Tuesday, April 21, 2009

early birds

Early arrivals to a party can be tricky. What do you do with them when they appear at your door, carrying a bottle of wine, an hour early? If you're like me, you put them to work, peeling, chopping, or some other last minute task. When we're talking about fruit after the long hiatus of winter, you welcome your guest with open arms. Don't get me wrong; rhubarb has its complications. The long, red stalks remind you of celery, but it is usually treated like a member of the fruit family. It's bitter, but that makes it a handy compliment to sweeter food. And when it shows up at the farmers market in early spring after the cold winter months, I put it to work. Like in this strawberry rhubarb crisp recipe.
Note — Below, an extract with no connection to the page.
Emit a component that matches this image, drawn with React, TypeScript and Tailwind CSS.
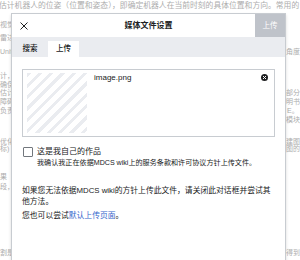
import React from "react";

// faded article text behind the dialog: [left fragment, right fragment, row height]
const bgRows: [string, string, string][] = [
  ["视觉里程计", "", "h-[13px]"],
  ["雷达建图", "", "h-[14px]"],
  ["Unity", "和角度", "h-[24px]"],
  ["计，以便", "", "h-[9px]"],
  ["确保系统", "", "h-[8px]"],
  ["估计过程", "的一部分", "h-[9px]"],
  ["障碍物", "说明书", "h-[9px]"],
  ["负责定位", "E。", "h-[9px]"],
  ["", "前端模块", "h-[22px]"],
  ["优化的结果", "了建图", "h-[7px]"],
  ["标)", "图的", "h-[28px]"],
  ["果", "", "h-[10px]"],
  ["段，", "", "h-[66px]"],
  ["割是", "得到", "h-[10px]"],
];

const Background = () => (
  <div className="text-[7px] leading-[8px] text-[#adadad]">
    <div className="h-[12px] pt-[2px] -ml-[1px] whitespace-nowrap text-[7.8px]">
      估计机器人的位姿（位置和姿态），即确定机器人在当前时刻的具体位置和方向。常用的
    </div>
    <div className="pt-[9px]">
      {bgRows.map(([left, right, h], i) => (
        <div key={i} className={`${h} flex whitespace-nowrap`}>
          <div className="w-[287px]">{left}</div>
          <div>{right}</div>
        </div>
      ))}
    </div>
  </div>
);

const CloseIcon = () => (
  <svg width="8" height="8" viewBox="0 0 8 8">
    <path d="M0.5 0.5L7.5 7.5M7.5 0.5L0.5 7.5" stroke="#202122" strokeWidth="1" />
  </svg>
);

const RemoveIcon = () => (
  <svg width="7" height="7" viewBox="0 0 7 7">
    <circle cx="3.5" cy="3.5" r="3.5" fill="#202122" />
    <path d="M2 2L5 5M5 2L2 5" stroke="white" strokeWidth="1" />
  </svg>
);

const Dialog = () => (
  <div className="absolute left-[11px] top-[13px] w-[275px] h-[260px] bg-white border border-[#c8ccd1] shadow-[0_2px_3px_rgba(0,0,0,0.15)] flex flex-col text-[#202122]">
    <div className="h-[23px] flex items-stretch">
      <button className="w-[30px] pl-[8px] flex items-center">
        <CloseIcon />
      </button>
      <div className="flex-1 flex items-center justify-center text-[8px] font-bold">
        媒体文件设置
      </div>
      <button className="w-[30px] bg-[#bfc3ca] text-white text-[7.5px]">上传</button>
    </div>
    <div className="h-[20px] bg-[#eaecf0] flex items-end gap-[4px] pl-[4px] text-[7.5px] font-medium">
      <div className="w-[28px] h-[16px] flex items-center justify-center">搜索</div>
      <div className="w-[31px] h-[16px] bg-white flex items-center justify-center">上传</div>
    </div>
    <div className="px-[10px] pt-[12px]">
      <div className="h-[68px] border border-[#c8ccd1] px-[4px] py-[3px] flex">
        <div className="w-[60px] h-[60px] bg-[repeating-linear-gradient(135deg,#eaecf0_0px,#eaecf0_3px,#ffffff_3px,#ffffff_8px)]" />
        <div className="ml-[7px] text-[8px] leading-[10px]">image.png</div>
        <div className="ml-auto mr-[2px] mt-[1px]">
          <RemoveIcon />
        </div>
      </div>
      <div className="mt-[10px] flex items-center gap-[4px] pl-[1px]">
        <div className="w-[10px] h-[10px] border border-[#72777d] rounded-[1px] bg-white" />
        <div className="text-[8px] leading-[10px]">这是我自己的作品</div>
      </div>
      <div className="pl-[15px] text-[7.1px] leading-[12px]">
        我确认我正在依据MDCS wiki上的服务条款和许可协议方针上传文件。
      </div>
      <p className="mt-[16px] text-[7.8px] leading-[11px]">
        如果您无法依据MDCS wiki的方针上传此文件，请关闭此对话框并尝试其他方法。
      </p>
      <p className="mt-[3px] text-[7.8px] leading-[11px]">
        您也可以尝试<span className="text-[#3366cc]">默认上传页面</span>。
      </p>
    </div>
  </div>
);

export default function App() {
  return (
    <div className="relative w-[300px] h-[260px] overflow-hidden bg-white font-['Liberation_Sans','Noto_Sans_CJK_SC',sans-serif]">
      <Background />
      <Dialog />
    </div>
  );
}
As long as it lasts, it's a very good guest at the table.

Strawberry Rhubarb Crisp
3 cups strawberries, chopped
3 cups rhubarb, chopped
1/2 cup honey
1/2 cup flour
1/2 cup rolled oats
1/2 cup brown sugar
3/4 teaspoon cinnamon
1/3 cup butter
Mix the strawberries, rhubarb and honey together and place in an 8x8 inch ungreased pan. Mix the other ingredients until crumbly and spread it over the fruit mixture. Bake at 350 degrees for 40-50 minutes. Serve with vanilla icecream or yogurt.

3 comments:

Ann said...

I'd chop rhubarb for you any day! Great post and I will try to make that dish soon.

Megan said...

Thanks Ann!

KnitKnit said...

That looks beautiful! I'll have to try your recipe!